I think too that as you read a number of the diaper related threads on this site, you will begin to become more comfortable with the fact that some adults enjoy wearing diapers. A lot of the aspects of being a diaper lover and/or an adult baby get discussed, and by reading them, you will have a more clear idea as to what it's all about. It can take some time to overcome the weirdness of it all, but over time, it will begin to feel somewhat normal.
 
Jhead81 said:
Thanks this really helps alot.

There are many of us adults out there Jen all over the world who are still wearing nappies, wetting our beds, or just wanting to be treated as a baby or small child. Being kept in nappies is normal for so many of us, see it depends where you are that defines normal.
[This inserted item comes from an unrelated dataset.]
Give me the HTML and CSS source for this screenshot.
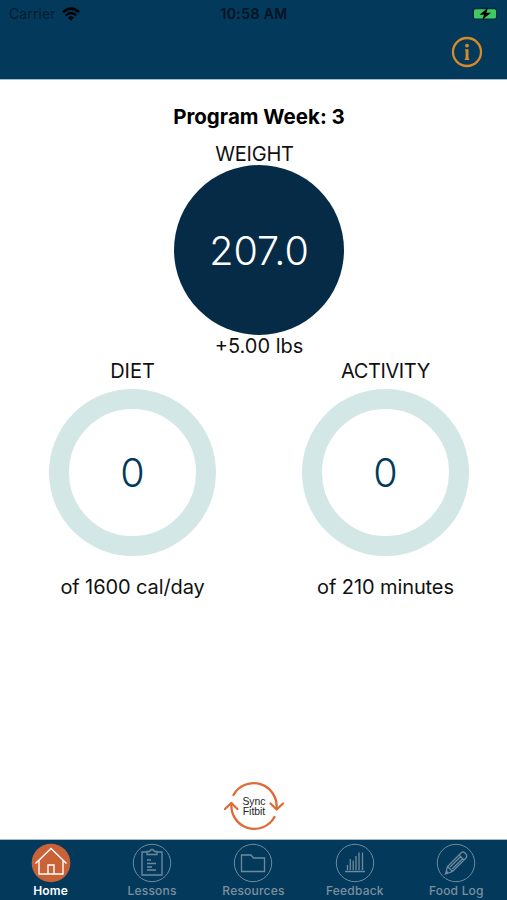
FILE: index.html
```html
<!DOCTYPE html>
<html lang="en">

<head>
    <meta charset="UTF-8">
    <meta name="viewport" content="width=device-width, initial-scale=1.0">
    <title>Home</title>
    <link rel="stylesheet" href="styles.css">
</head>

<body>
    <header class="header">
        <div class="status-bar">
            <div class="carrier">
                <span class="carrier-name">Carrier</span>
                <svg width="18" height="14" viewBox="0 0 18 14">
                    <path d="M1 5.2Q9 -2 17 5.2" fill="none" stroke="#000" stroke-width="2.6" />
                    <path d="M3.8 8.3Q9 3.7 14.2 8.3" fill="none" stroke="#000" stroke-width="2.4" />
                    <path d="M6 10.7Q9 8 12 10.7L9 13.8Z" />
                </svg>
            </div>
            <span class="time">10:58 AM</span>
            <svg class="battery" width="28" height="14" viewBox="0 0 28 14">
                <rect x="1" y="0.5" width="25" height="12.5" rx="3.5" fill="#032b46" />
                <rect x="3" y="2.2" width="22" height="9.2" rx="1.5" fill="#3fca62" />
                <path d="M17 0.8L8.5 7.8H13L11.3 12.8L20 5.8H15.3Z" fill="#000" />
            </svg>
        </div>
        <div class="nav-bar">
            <svg width="32" height="32" viewBox="0 0 32 32">
                <circle cx="16" cy="16" r="14" fill="none" stroke="#d98a26" stroke-width="2.3" />
                <circle cx="16" cy="9.6" r="1.9" fill="#d98a26" />
                <path d="M14 13.2H17.5V22.6H18.2V24H13.8V22.6H14.6V14.6H14Z" fill="#d98a26" />
            </svg>
        </div>
    </header>

    <main class="content">
        <h1 class="title">Program Week: 3</h1>
        <section class="weight">
            <div class="label weight-label">WEIGHT</div>
            <div class="weight-circle"><span class="weight-value">207.0</span></div>
            <div class="label weight-change">+5.00 lbs</div>
        </section>
        <div class="goals">
            <section class="goal">
                <div class="label">DIET</div>
                <div class="ring">0</div>
                <div class="label goal-target">of 1600 cal/day</div>
            </section>
            <section class="goal">
                <div class="label activity-label">ACTIVITY</div>
                <div class="ring">0</div>
                <div class="label goal-target">of 210 minutes</div>
            </section>
        </div>
        <div class="sync">
            <svg width="64" height="52" viewBox="0 0 64 52">
                <g fill="none" stroke="#df6a36" stroke-width="2.3" stroke-linecap="round" stroke-linejoin="round">
                    <path d="M11.5 15A23 23 0 0 1 54.5 28.5" />
                    <path d="M48.5 23.5L54.7 29.5L61 23.5" />
                    <path d="M52.5 37A23 23 0 0 1 9.5 23.5" />
                    <path d="M3 29L9.3 23L15.5 29" />
                </g>
                <text class="sync-text" x="32" y="24.5">Sync</text>
                <text class="sync-text" x="32" y="35">Fitbit</text>
            </svg>
        </div>
    </main>

    <nav class="tab-bar">
        <a class="tab active">
            <svg class="tab-icon" viewBox="0 0 40 40">
                <circle cx="20" cy="20" r="19.3" fill="#ca6237" />
                <path d="M4.5 20.5L20 5.5L35.5 20.5M8 17.5V31H32V17.5M17 31V22H23V31" />
            </svg>
            <span>Home</span>
        </a>
        <a class="tab">
            <svg class="tab-icon" viewBox="0 0 40 40">
                <circle cx="20" cy="20" r="18.7" />
                <path d="M15 9H10V32H30V9H25" />
                <path d="M15 11.5V8.5H17.5Q20 4.5 22.5 8.5H25V11.5ZM15 17H19M15 20.5H24M15 24H20M15 27H24" />
            </svg>
            <span>Lessons</span>
        </a>
        <a class="tab">
            <svg class="tab-icon" viewBox="0 0 40 40">
                <circle cx="20" cy="20" r="18.7" />
                <path d="M8.5 28.5V12H18L20.5 15H31.5V28.5Z" />
            </svg>
            <span>Resources</span>
        </a>
        <a class="tab">
            <svg class="tab-icon" viewBox="0 0 40 40">
                <circle cx="20" cy="20" r="18.7" />
                <path d="M10 28.5H30M12.5 27V22M15.3 27V16M18.2 27V17.5M21 27V13M24 27V9.5M27.5 27V9.5" />
            </svg>
            <span>Feedback</span>
        </a>
        <a class="tab">
            <svg class="tab-icon" viewBox="0 0 40 40">
                <circle cx="20" cy="20" r="18.7" />
                <path d="M9.5 31L11.5 23.5L24.5 10.5Q27 7.5 29.5 10.5Q32 13 29.5 15.5L16.5 28.5ZM11.5 23.5L16.5 28.5M23 12L28 17M14 24L24.5 13.8M16.2 26L26.5 15.7M9.5 31L12 28.5" />
            </svg>
            <span>Food Log</span>
        </a>
    </nav>
</body>

</html>
```
FILE: styles.css
```css
body, html {
    margin: 0;
    padding: 0;
    height: 100%;
    font-family: Inter, "Liberation Sans", sans-serif;
    background-color: #fff;
    color: #111;
}

body {
    display: flex;
    flex-direction: column;
    overflow: hidden;
}

.header {
    height: 80px;
    flex: none;
    background: #033a5c;
    border-bottom: 1px solid #a3bccb;
    box-sizing: border-box;
}

.status-bar {
    display: grid;
    grid-template-columns: 1fr auto 1fr;
    align-items: center;
    height: 27px;
    padding: 0 8px 0 9px;
    color: #000;
}

.carrier {
    display: flex;
    align-items: center;
    gap: 6px;
}

.carrier-name {
    font-size: 14px;
    letter-spacing: 0.1px;
    color: #021a2b;
}

.time {
    font-size: 14px;
    font-weight: 600;
    letter-spacing: 0.4px;
    color: #021320;
}

.battery {
    justify-self: end;
}

.nav-bar {
    display: flex;
    justify-content: flex-end;
    padding: 9px 24px 0 0;
}

.content {
    flex: 1;
    display: flex;
    flex-direction: column;
}

.title {
    margin: 24px 0 0;
    padding-left: 11px;
    font-size: 20.5px;
    line-height: 26px;
    font-weight: 700;
    text-align: center;
    color: #000;
}

.label {
    font-size: 20px;
    line-height: 24px;
    white-space: nowrap;
}

.weight {
    display: flex;
    flex-direction: column;
    align-items: center;
    padding: 12px 0 0 11px;
}

.weight-label {
    padding-right: 9px;
    margin-bottom: -1px;
    letter-spacing: -0.2px;
}

.weight-change {
    margin-top: -1px;
}

.weight-circle {
    display: flex;
    align-items: center;
    justify-content: center;
    width: 170px;
    height: 170px;
    border-radius: 50%;
    background: #052b47;
    color: #fff;
}

.weight-value {
    padding-top: 2px;
    font-size: 39.5px;
    font-weight: 350;
}

.goals {
    display: grid;
    grid-template-columns: 253px 253px;
    padding: 1px 0 0 6px;
    margin-right: -5px;
}

.goal {
    display: flex;
    flex-direction: column;
    align-items: center;
}

.activity-label {
    letter-spacing: -0.4px;
}

.goal-target {
    letter-spacing: -0.1px;
}

.ring {
    display: flex;
    align-items: center;
    justify-content: center;
    width: 167px;
    height: 167px;
    margin: 6px 0 19px;
    border: 20px solid #d3e7e6;
    border-radius: 50%;
    box-sizing: border-box;
    font-size: 39.5px;
    font-weight: 350;
    color: #033a5c;
}

.sync {
    display: flex;
    justify-content: center;
    margin-top: auto;
    padding-bottom: 7px;
}

.sync-text {
    font-family: "Liberation Sans", sans-serif;
    font-size: 10.4px;
    text-anchor: middle;
    fill: #222;
}

.tab-bar {
    display: grid;
    grid-template-columns: repeat(5, 1fr);
    flex: none;
    height: 61px;
    box-sizing: border-box;
    border-top: 1px solid #a3bccb;
    background: #033a5c;
}

.tab {
    display: flex;
    flex-direction: column;
    align-items: center;
    padding-top: 3px;
    font-size: 12px;
    line-height: 16px;
    font-weight: 500;
    letter-spacing: 0.2px;
    color: #7c8f9f;
}

.tab-icon {
    width: 40px;
    height: 40px;
    fill: none;
    stroke: #6f8a9d;
    stroke-width: 1.3;
}

.tab-icon circle {
    stroke-width: 1;
}

.tab.active {
    font-weight: 600;
    color: #fff;
}

.tab.active circle {
    stroke: none;
}

.tab.active .tab-icon {
    stroke: #fff;
    stroke-width: 1.4;
}
```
So, your boyfriend to me is normal in the fact he wants to be babied and or just wear a nappy. i have been lucky that all my long term partners were accepting of me being in nappies. I hope your boyfriend finds the same joy with you as I have with my current and past partners ...
 
Jhead81 said:
Thanks this really helps alot.

Hi Jen! It seems I'm a little late to this thread, but I wanted to let you know, my Mommy is willing to talk to you about this and offer some advice. If that would help. She's been looking over my shoulder for years, but just joined herself. Her name is MommyScarlet and she's a nice Lady and a great Mommy!!

Welcome and I think you are such an amazing woman taking care of your boyfriend as good as you are! OMG, you are a keeper!! He's very lucky!